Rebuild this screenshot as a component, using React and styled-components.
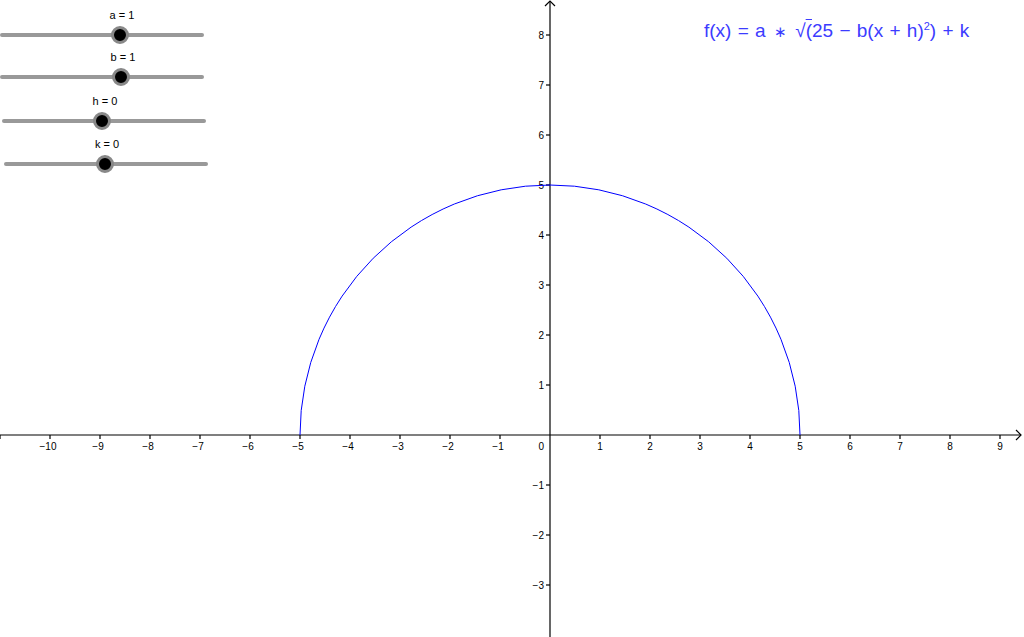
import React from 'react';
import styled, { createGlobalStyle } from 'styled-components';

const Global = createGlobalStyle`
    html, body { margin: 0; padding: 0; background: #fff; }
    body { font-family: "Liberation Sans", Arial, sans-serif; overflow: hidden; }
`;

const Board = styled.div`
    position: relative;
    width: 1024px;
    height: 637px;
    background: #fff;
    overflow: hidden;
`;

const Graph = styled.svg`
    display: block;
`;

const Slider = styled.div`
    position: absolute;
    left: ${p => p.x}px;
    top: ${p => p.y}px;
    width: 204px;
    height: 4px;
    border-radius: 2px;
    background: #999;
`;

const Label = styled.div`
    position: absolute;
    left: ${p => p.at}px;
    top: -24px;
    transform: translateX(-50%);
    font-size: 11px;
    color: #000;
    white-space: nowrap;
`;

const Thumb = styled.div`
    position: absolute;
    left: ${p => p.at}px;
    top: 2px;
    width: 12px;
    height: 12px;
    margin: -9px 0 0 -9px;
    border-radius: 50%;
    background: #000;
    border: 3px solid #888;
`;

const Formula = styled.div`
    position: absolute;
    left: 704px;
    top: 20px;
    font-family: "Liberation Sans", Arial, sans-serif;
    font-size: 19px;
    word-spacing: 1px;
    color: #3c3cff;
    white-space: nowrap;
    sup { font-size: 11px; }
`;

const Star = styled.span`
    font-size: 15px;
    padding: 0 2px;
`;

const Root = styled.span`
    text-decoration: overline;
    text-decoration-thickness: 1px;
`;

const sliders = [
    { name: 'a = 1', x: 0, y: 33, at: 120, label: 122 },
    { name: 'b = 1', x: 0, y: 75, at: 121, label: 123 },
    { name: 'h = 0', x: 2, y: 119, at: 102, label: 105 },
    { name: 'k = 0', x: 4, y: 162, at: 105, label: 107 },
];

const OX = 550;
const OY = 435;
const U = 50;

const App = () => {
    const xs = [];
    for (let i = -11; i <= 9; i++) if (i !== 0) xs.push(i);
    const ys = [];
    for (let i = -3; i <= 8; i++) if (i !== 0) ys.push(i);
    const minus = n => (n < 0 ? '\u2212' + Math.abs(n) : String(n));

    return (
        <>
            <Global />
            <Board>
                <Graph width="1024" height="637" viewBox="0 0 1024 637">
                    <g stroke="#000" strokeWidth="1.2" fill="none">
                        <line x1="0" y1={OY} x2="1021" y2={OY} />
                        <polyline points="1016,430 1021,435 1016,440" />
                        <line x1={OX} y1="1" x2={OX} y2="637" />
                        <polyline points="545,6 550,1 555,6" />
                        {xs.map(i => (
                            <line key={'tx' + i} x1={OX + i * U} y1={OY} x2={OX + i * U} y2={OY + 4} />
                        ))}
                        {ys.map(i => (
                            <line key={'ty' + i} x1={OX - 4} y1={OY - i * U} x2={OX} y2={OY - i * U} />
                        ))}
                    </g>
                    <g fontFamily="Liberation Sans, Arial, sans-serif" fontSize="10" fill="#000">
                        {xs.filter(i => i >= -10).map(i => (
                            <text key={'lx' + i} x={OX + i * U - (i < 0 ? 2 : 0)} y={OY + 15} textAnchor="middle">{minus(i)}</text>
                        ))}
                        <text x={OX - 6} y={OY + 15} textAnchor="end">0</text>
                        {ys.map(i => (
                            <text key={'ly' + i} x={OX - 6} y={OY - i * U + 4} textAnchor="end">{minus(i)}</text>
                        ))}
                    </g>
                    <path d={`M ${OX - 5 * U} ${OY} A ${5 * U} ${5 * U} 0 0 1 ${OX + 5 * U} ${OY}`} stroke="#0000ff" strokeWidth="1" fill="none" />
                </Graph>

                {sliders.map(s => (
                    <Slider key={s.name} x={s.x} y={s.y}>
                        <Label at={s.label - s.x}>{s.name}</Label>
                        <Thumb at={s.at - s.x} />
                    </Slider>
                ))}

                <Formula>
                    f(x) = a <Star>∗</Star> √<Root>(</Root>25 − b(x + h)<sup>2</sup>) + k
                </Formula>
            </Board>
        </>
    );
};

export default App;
- - -
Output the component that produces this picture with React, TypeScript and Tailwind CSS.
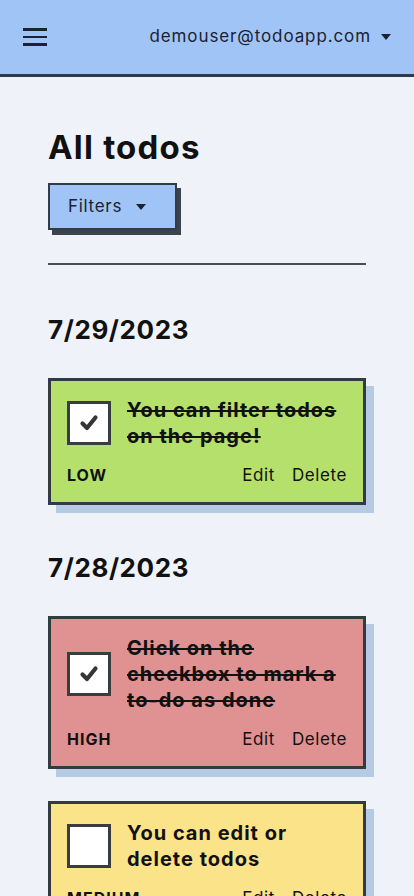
- - -
**AIM:**
Nothing but the lines from the one containing "Rebuild this screenshot" through the one containing "const minus = n" should be echoed, each exactly as it stands; pictures are excluded.

**EXERCISE RESULT:**
Rebuild this screenshot as a component, using React and styled-components.
import React from 'react';
import styled, { createGlobalStyle } from 'styled-components';

const Global = createGlobalStyle`
    html, body { margin: 0; padding: 0; background: #fff; }
    body { font-family: "Liberation Sans", Arial, sans-serif; overflow: hidden; }
`;

const Board = styled.div`
    position: relative;
    width: 1024px;
    height: 637px;
    background: #fff;
    overflow: hidden;
`;

const Graph = styled.svg`
    display: block;
`;

const Slider = styled.div`
    position: absolute;
    left: ${p => p.x}px;
    top: ${p => p.y}px;
    width: 204px;
    height: 4px;
    border-radius: 2px;
    background: #999;
`;

const Label = styled.div`
    position: absolute;
    left: ${p => p.at}px;
    top: -24px;
    transform: translateX(-50%);
    font-size: 11px;
    color: #000;
    white-space: nowrap;
`;

const Thumb = styled.div`
    position: absolute;
    left: ${p => p.at}px;
    top: 2px;
    width: 12px;
    height: 12px;
    margin: -9px 0 0 -9px;
    border-radius: 50%;
    background: #000;
    border: 3px solid #888;
`;

const Formula = styled.div`
    position: absolute;
    left: 704px;
    top: 20px;
    font-family: "Liberation Sans", Arial, sans-serif;
    font-size: 19px;
    word-spacing: 1px;
    color: #3c3cff;
    white-space: nowrap;
    sup { font-size: 11px; }
`;

const Star = styled.span`
    font-size: 15px;
    padding: 0 2px;
`;

const Root = styled.span`
    text-decoration: overline;
    text-decoration-thickness: 1px;
`;

const sliders = [
    { name: 'a = 1', x: 0, y: 33, at: 120, label: 122 },
    { name: 'b = 1', x: 0, y: 75, at: 121, label: 123 },
    { name: 'h = 0', x: 2, y: 119, at: 102, label: 105 },
    { name: 'k = 0', x: 4, y: 162, at: 105, label: 107 },
];

const OX = 550;
const OY = 435;
const U = 50;

const App = () => {
    const xs = [];
    for (let i = -11; i <= 9; i++) if (i !== 0) xs.push(i);
    const ys = [];
    for (let i = -3; i <= 8; i++) if (i !== 0) ys.push(i);
    const minus = n => (n < 0 ? '\u2212' + Math.abs(n) : String(n));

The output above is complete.